Through repeated trips between Arnhem and Nijmegen, train was the main observation point, where imagery was collected and archived.
These photos were organized into four groups, and sets of four were combined to form simple visual narratives, transforming overlooked details into a subtle record of human presence.
The final book mirrors the physicality of the train itself through materials, turning the publication into an extension of the environment it documents.
Source: AnotherMag
Paper: Lessebo Design
Natural; IBO one
Printed: ArtEZ University of
the Arts, Arnhem
ANOTHER MAGAZINE REDESIGN , 2025
Another Magazine redesign
project focuses on redesigning a magazine under strict
limitations, including an A5
format and the complete
absence of imagery.
The challenge of working
without images inspired the
creation of double-sided
pages where photographs
from the original magazine
were reconstructed entirely
through only text. Using
AI-generated descriptions of
the images ensured a neutral,
machine-based interpretation,
allowing these “non-image
images” to appear through
variations in paper transparency and density.
The layout was guided by the
visual structure of the original
publication, maintaining its
rhythm while transforming its
content. All selected articles were taken from the Fall/Winter 2025 fashion week coverage.
Printed: 3D Printer in resin
Coverage: Epoxy
Outside: Iron, screws
Data laser engraved on acrylic
(PMMA)
PRESERVING FACES, 2024
PRESERVING FACES projet
began with a speculative
question: if something were
to be preserved for 10,000
years, what should it be?
Instead of thinking only about
the future, the starting point
became the opposite - what
would be meaningful to know
from 10,000 years in the past?
The answer was how people
truly looked like. From that
idea grew the intention to
preserve human appearance
for the distant future.
The work focused on creating
3D scans and prints of faces
from people of different back-
grounds, recording only their
origins and leaving out names
or personal details to keep
the emphasis on physical
appearance and ethnicity.
These faces were placed
inside metal boxes, imagined
as objects meant to be buried
beneath the ArtEZ Rietveld
building, the place where all
of these individuals happened
to meet. The result is a
speculative time capsule that
attempts to carry the image of
us into a future we can’t yet
imagine.
Material: Textile, wood
Printing: Sublimation print, heat-pressed
Tool: Portable scanner
INTIMACY(scanned), 2025
Intimacy(scanned) is a project that rethinks the idea of portraiture by focusing on the importance of small details rather than the complete image and reflects on how technological processes can both reveal and distort the way people perceive themselves and others.
These “fragments” of a person carry a sense of intimacy and presence that often speak more truthfully than a complete image.
My core idea was to explore my fascination with people and the ways they are represented visually through portraits.
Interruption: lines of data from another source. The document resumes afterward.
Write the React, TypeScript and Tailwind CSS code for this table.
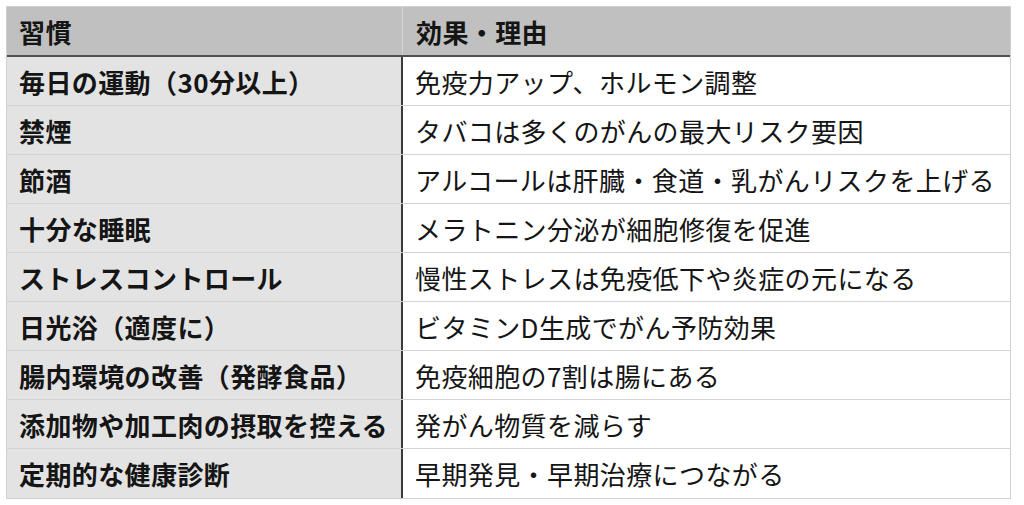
import React from "react";

const rows: [string, string][] = [
    ["毎日の運動（30分以上）", "免疫力アップ、ホルモン調整"],
    ["禁煙", "タバコは多くのがんの最大リスク要因"],
    ["節酒", "アルコールは肝臓・食道・乳がんリスクを上げる"],
    ["十分な睡眠", "メラトニン分泌が細胞修復を促進"],
    ["ストレスコントロール", "慢性ストレスは免疫低下や炎症の元になる"],
    ["日光浴（適度に）", "ビタミンD生成でがん予防効果"],
    ["腸内環境の改善（発酵食品）", "免疫細胞の7割は腸にある"],
    ["添加物や加工肉の摂取を控える", "発がん物質を減らす"],
    ["定期的な健康診断", "早期発見・早期治療につながる"],
];

export default function App() {
    return (
        <div
            className="w-[1024px] h-[505px] bg-white pt-[6px] pl-[6px]"
            style={{ fontFamily: '"Noto Sans CJK JP", "Noto Sans", sans-serif' }}
        >
            <div className="w-[1005px] border border-[#d0d0d0] text-[26px] tracking-[0.4px] text-[#151515]">
                {/* Header */}
                <div className="flex h-[50px] bg-[#c0c0c0] border-b-2 border-[#505050] font-bold">
                    <div className="w-[396px] flex items-center pl-[12px] border-r border-[#d6d6d6]">習慣</div>
                    <div className="flex-1 flex items-center pl-[13px]">効果・理由</div>
                </div>

                {/* Body */}
                {rows.map(([habit, reason], i) => (
                    <div
                        key={i}
                        className={`flex h-[49px] ${i < rows.length - 1 ? "border-b border-[#d4d4d4]" : ""}`}
                    >
                        <div className="w-[396px] flex items-center pl-[12px] bg-[#e3e3e3] font-bold border-r-2 border-[#3a3a3a] whitespace-nowrap">
                            {habit}
                        </div>
                        <div className="flex-1 flex items-center pl-[12px] bg-white whitespace-nowrap">{reason}</div>
                    </div>
                ))}
            </div>
        </div>
    );
}
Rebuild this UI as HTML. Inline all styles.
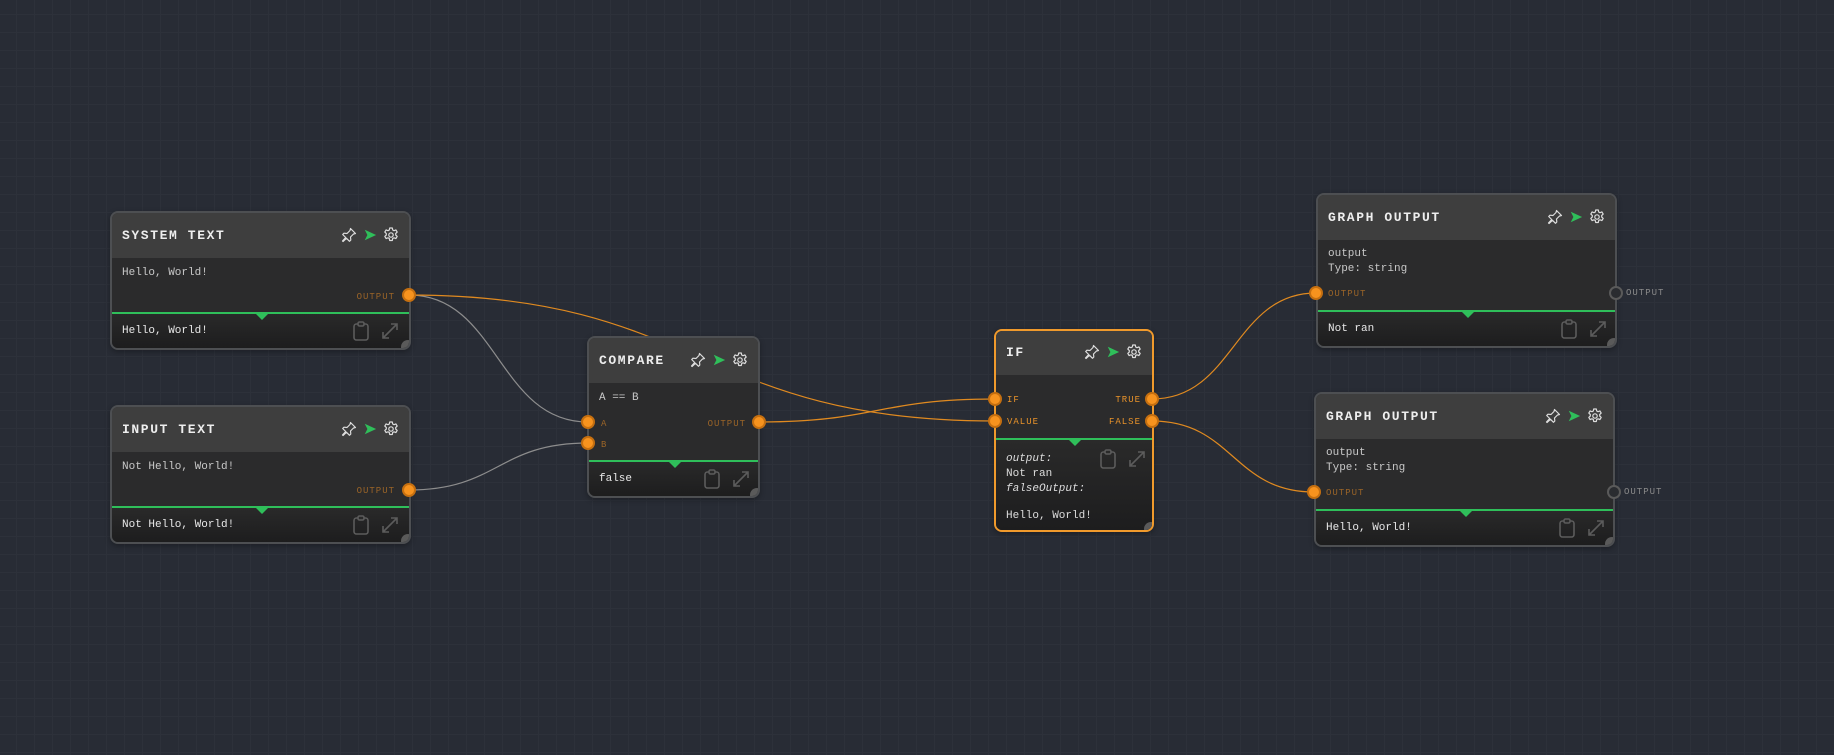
<!DOCTYPE html>
<html><head><meta charset="utf-8"><style>
*{margin:0;padding:0;box-sizing:border-box}
body{width:1834px;height:755px;overflow:hidden;background:#282c35;font-family:"Liberation Mono","DejaVu Sans Mono",monospace;position:relative;
background-image:linear-gradient(#2d313a 1px,transparent 1px),linear-gradient(90deg,#2d313a 1px,transparent 1px);background-size:18px 18px;background-position:-2px -4px}
.n{position:absolute;border:2px solid #4d4f52;border-radius:8px;background:#2b2b2c;overflow:hidden;box-shadow:0 2px 6px rgba(0,0,0,.3)}
.n.sel{border-color:#f09a2c}
.h{position:absolute;left:0;right:0;top:0;background:#3e3e3e}
.t{position:absolute;left:10px;color:#eee;font-weight:bold;font-size:13px;letter-spacing:1.6px}
.ic{position:absolute;right:10px;display:flex;gap:6px;align-items:center}
.tx{position:absolute;left:10px;color:#c8c8c8;font-size:11px;line-height:15px}
.pl{position:absolute;font-size:9px;letter-spacing:1px;color:#9a6428}
.g{position:absolute;left:0;right:0;height:2px;background:#2fbf5a}
.tri{position:absolute;width:0;height:0;border-left:7px solid transparent;border-right:7px solid transparent;border-top:7px solid #2fbf5a}
.f{position:absolute;left:0;right:0;bottom:0;background:linear-gradient(#2a2a2a,#1d1d1e)}
.ft{position:absolute;left:10px;color:#e8e8e8;font-size:11px}
.rs{position:absolute;right:-6px;bottom:-6px;width:14px;height:14px;border-radius:50%;background:#5a5a5a}
.p{position:absolute;width:14px;height:14px;border-radius:50%;background:#f7931e;border:2px solid #c56f10}
.pe{position:absolute;width:14px;height:14px;border-radius:50%;border:2px solid #5a5a5a;background:#2a2c30}
.fi{position:absolute;display:flex;gap:12px;align-items:center}
</style></head><body>
<svg width="1834" height="755" style="position:absolute;left:0;top:0" fill="none" stroke-width="1.2">
<path d="M409 295 C498 295 498 422 588 422" stroke="#8d8d8d"/>
<path d="M409 490 C498 490 498 443 588 443" stroke="#8d8d8d"/>
<path d="M409 295 C700 295 700 421 995 421" stroke="#e08a20"/>
<path d="M759 422 C877 422 877 399 995 399" stroke="#e08a20"/>
<path d="M1152 399 C1234 399 1234 293 1316 293" stroke="#e08a20"/>
<path d="M1152 421 C1233 421 1233 492 1314 492" stroke="#e08a20"/>
</svg>

<svg width="0" height="0" style="position:absolute"><defs>
<symbol id="pin" viewBox="0 0 16 16"><path d="M9.5 1.5l5 5-2 .5-3 3 .3 3-1.3 1.3-3-3L2 14.5l-.5-.5 3.2-3.5-3-3L3 6.2l3 .3 3-3z" fill="none" stroke="#ddd" stroke-width="1.2" stroke-linejoin="round"/></symbol>
<symbol id="play" viewBox="0 0 16 16"><path d="M2 2l13 6-13 6 3-6z" fill="#2fbf5a"/></symbol>
<symbol id="gear" viewBox="0 0 16 16"><path d="M6.7 1h2.6l.4 2 1.3.7 1.9-.8 1.3 2.2-1.5 1.4v1.5l1.5 1.4-1.3 2.2-1.9-.8-1.3.7-.4 2H6.7l-.4-2-1.3-.7-1.9.8-1.3-2.2 1.5-1.4V6.5L1.8 5.1l1.3-2.2 1.9.8 1.3-.7z" fill="none" stroke="#ddd" stroke-width="1.2" stroke-linejoin="round"/><circle cx="8" cy="8" r="2.2" fill="none" stroke="#ddd" stroke-width="1.2"/></symbol>
<symbol id="clip" viewBox="0 0 16 20"><rect x="1" y="3" width="14" height="16" rx="2.5" fill="none" stroke="#5c5c5c" stroke-width="1.6"/><rect x="5" y="1" width="6" height="4" rx="1.5" fill="#2a2a2a" stroke="#5c5c5c" stroke-width="1.6"/></symbol>
<symbol id="exp" viewBox="0 0 18 18"><path d="M2 16L16 2M10 2h6v6M2 10v6h6" fill="none" stroke="#5c5c5c" stroke-width="1.6"/></symbol>
</defs></svg>

<!-- SYSTEM TEXT -->
<div class="n" style="left:110px;top:211px;width:301px;height:139px">
 <div class="h" style="height:45px"><div class="t" style="top:15px">SYSTEM TEXT</div>
 <div class="ic" style="top:14px"><svg width="16" height="16"><use href="#pin"/></svg><svg width="14" height="14"><use href="#play"/></svg><svg width="16" height="16"><use href="#gear"/></svg></div></div>
 <div class="tx" style="top:53px">Hello, World!</div>
 <div class="pl" style="right:14px;top:79px">OUTPUT</div>
 <div class="f" style="top:100px"><div class="ft" style="top:12px">Hello, World!</div>
 <div class="fi" style="right:10px;top:8px"><svg width="16" height="20"><use href="#clip"/></svg><svg width="18" height="18"><use href="#exp"/></svg></div></div>
 <div class="g" style="top:99px"></div><div class="tri" style="left:143px;top:100px"></div>
 <div class="rs"></div>
</div>
<div class="p" style="left:402px;top:288px"></div>

<!-- INPUT TEXT -->
<div class="n" style="left:110px;top:405px;width:301px;height:139px">
 <div class="h" style="height:45px"><div class="t" style="top:15px">INPUT TEXT</div>
 <div class="ic" style="top:14px"><svg width="16" height="16"><use href="#pin"/></svg><svg width="14" height="14"><use href="#play"/></svg><svg width="16" height="16"><use href="#gear"/></svg></div></div>
 <div class="tx" style="top:53px">Not Hello, World!</div>
 <div class="pl" style="right:14px;top:79px">OUTPUT</div>
 <div class="f" style="top:100px"><div class="ft" style="top:12px">Not Hello, World!</div>
 <div class="fi" style="right:10px;top:8px"><svg width="16" height="20"><use href="#clip"/></svg><svg width="18" height="18"><use href="#exp"/></svg></div></div>
 <div class="g" style="top:99px"></div><div class="tri" style="left:143px;top:100px"></div>
 <div class="rs"></div>
</div>
<div class="p" style="left:402px;top:483px"></div>

<!-- COMPARE -->
<div class="n" style="left:587px;top:336px;width:173px;height:162px">
 <div class="h" style="height:45px"><div class="t" style="top:15px">COMPARE</div>
 <div class="ic" style="top:14px"><svg width="16" height="16"><use href="#pin"/></svg><svg width="14" height="14"><use href="#play"/></svg><svg width="16" height="16"><use href="#gear"/></svg></div></div>
 <div class="tx" style="top:53px">A == B</div>
 <div class="pl" style="left:12px;top:81px">A</div>
 <div class="pl" style="left:12px;top:102px">B</div>
 <div class="pl" style="right:12px;top:81px">OUTPUT</div>
 <div class="f" style="top:123px"><div class="ft" style="top:12px">false</div>
 <div class="fi" style="right:8px;top:8px"><svg width="16" height="20"><use href="#clip"/></svg><svg width="18" height="18"><use href="#exp"/></svg></div></div>
 <div class="g" style="top:122px"></div><div class="tri" style="left:79px;top:123px"></div>
 <div class="rs"></div>
</div>
<div class="p" style="left:581px;top:415px"></div>
<div class="p" style="left:581px;top:436px"></div>
<div class="p" style="left:752px;top:415px"></div>

<!-- IF -->
<div class="n sel" style="left:994px;top:329px;width:160px;height:203px">
 <div class="h" style="height:44px"><div class="t" style="top:14px">IF</div>
 <div class="ic" style="top:13px"><svg width="16" height="16"><use href="#pin"/></svg><svg width="14" height="14"><use href="#play"/></svg><svg width="16" height="16"><use href="#gear"/></svg></div></div>
 <div class="pl" style="left:11px;top:64px;color:#e8922a">IF</div>
 <div class="pl" style="left:11px;top:86px;color:#e8922a">VALUE</div>
 <div class="pl" style="right:11px;top:64px;color:#e8922a">TRUE</div>
 <div class="pl" style="right:11px;top:86px;color:#e8922a">FALSE</div>
 <div class="f" style="top:108px">
 <div class="ft" style="top:13px;line-height:15px;color:#ddd"><i>output:</i><br>Not ran<br><i>falseOutput:</i><br><div style="height:12px"></div>Hello, World!</div>
 <div class="fi" style="right:6px;top:10px"><svg width="16" height="20"><use href="#clip"/></svg><svg width="18" height="18"><use href="#exp"/></svg></div></div>
 <div class="g" style="top:107px"></div><div class="tri" style="left:72px;top:108px"></div>
 <div class="rs"></div>
</div>
<div class="p" style="left:988px;top:392px"></div>
<div class="p" style="left:988px;top:414px"></div>
<div class="p" style="left:1145px;top:392px"></div>
<div class="p" style="left:1145px;top:414px"></div>

<!-- GRAPH OUTPUT 1 -->
<div class="n" style="left:1316px;top:193px;width:301px;height:155px">
 <div class="h" style="height:45px"><div class="t" style="top:15px">GRAPH OUTPUT</div>
 <div class="ic" style="top:14px"><svg width="16" height="16"><use href="#pin"/></svg><svg width="14" height="14"><use href="#play"/></svg><svg width="16" height="16"><use href="#gear"/></svg></div></div>
 <div class="tx" style="top:52px">output<br>Type: string</div>
 <div class="pl" style="left:10px;top:94px">OUTPUT</div>
 <div class="f" style="top:116px"><div class="ft" style="top:12px">Not ran</div>
 <div class="fi" style="right:8px;top:8px"><svg width="16" height="20"><use href="#clip"/></svg><svg width="18" height="18"><use href="#exp"/></svg></div></div>
 <div class="g" style="top:115px"></div><div class="tri" style="left:143px;top:116px"></div>
 <div class="rs"></div>
</div>
<div class="p" style="left:1309px;top:286px"></div>
<div class="pe" style="left:1609px;top:286px"></div>
<div class="pl" style="left:1626px;top:288px;color:#8a8a8a">OUTPUT</div>

<!-- GRAPH OUTPUT 2 -->
<div class="n" style="left:1314px;top:392px;width:301px;height:155px">
 <div class="h" style="height:45px"><div class="t" style="top:15px">GRAPH OUTPUT</div>
 <div class="ic" style="top:14px"><svg width="16" height="16"><use href="#pin"/></svg><svg width="14" height="14"><use href="#play"/></svg><svg width="16" height="16"><use href="#gear"/></svg></div></div>
 <div class="tx" style="top:52px">output<br>Type: string</div>
 <div class="pl" style="left:10px;top:94px">OUTPUT</div>
 <div class="f" style="top:116px"><div class="ft" style="top:12px">Hello, World!</div>
 <div class="fi" style="right:8px;top:8px"><svg width="16" height="20"><use href="#clip"/></svg><svg width="18" height="18"><use href="#exp"/></svg></div></div>
 <div class="g" style="top:115px"></div><div class="tri" style="left:143px;top:116px"></div>
 <div class="rs"></div>
</div>
<div class="p" style="left:1307px;top:485px"></div>
<div class="pe" style="left:1607px;top:485px"></div>
<div class="pl" style="left:1624px;top:487px;color:#8a8a8a">OUTPUT</div>
</body></html>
I believe details speak louder than the whole, so I set out to capture them.
Using a portable scanner, I collected imagery from four “layers” of myself: skin, tattoos, clothing, and personal items, and arranged them on a single, seven-meter-long textile piece. Each layer overlays the others yet remains visible, creating a kind of collage of myself.
I chose textile and sublimation printing because this material, as well as the fragments that I’m using, feel subtle, intimate, and tender, and the chosen fabric allows layering while preserving transparency and delicacy.
Paper: Holmen TRND Vintage, 70g
Cover: KRAFTLINE, 270g
Binding: Open spine, coptic stitch
Data: MISSING PIECES by The Trace
Printed: ArtEZ Univercity of the Arts, Arnhem
REPORTED STOLEN, 2025
Reported Stolen is a project focused on building technical skills through the lens of data visualization. Using a dataset of missing firearms in the US between 2010 and 2025, the information is categorized by gun type and "agency status", specifically highlighting weapons seized as evidence at actual crime scenes.
The project is organized into four collections, drawing heavy visual inspiration from the utilitarian look of official police reports. Data merge served as the primary tool for the layout; every image was converted into a glyph and automatically mapped into the design, alongside specific markers used to flag missing information.
As a physical object, the project consists of multiple books designed with a modular approach. They can be stacked together to function as one cohesive publication or stand alone as independent deep-dives into specific firearm categories.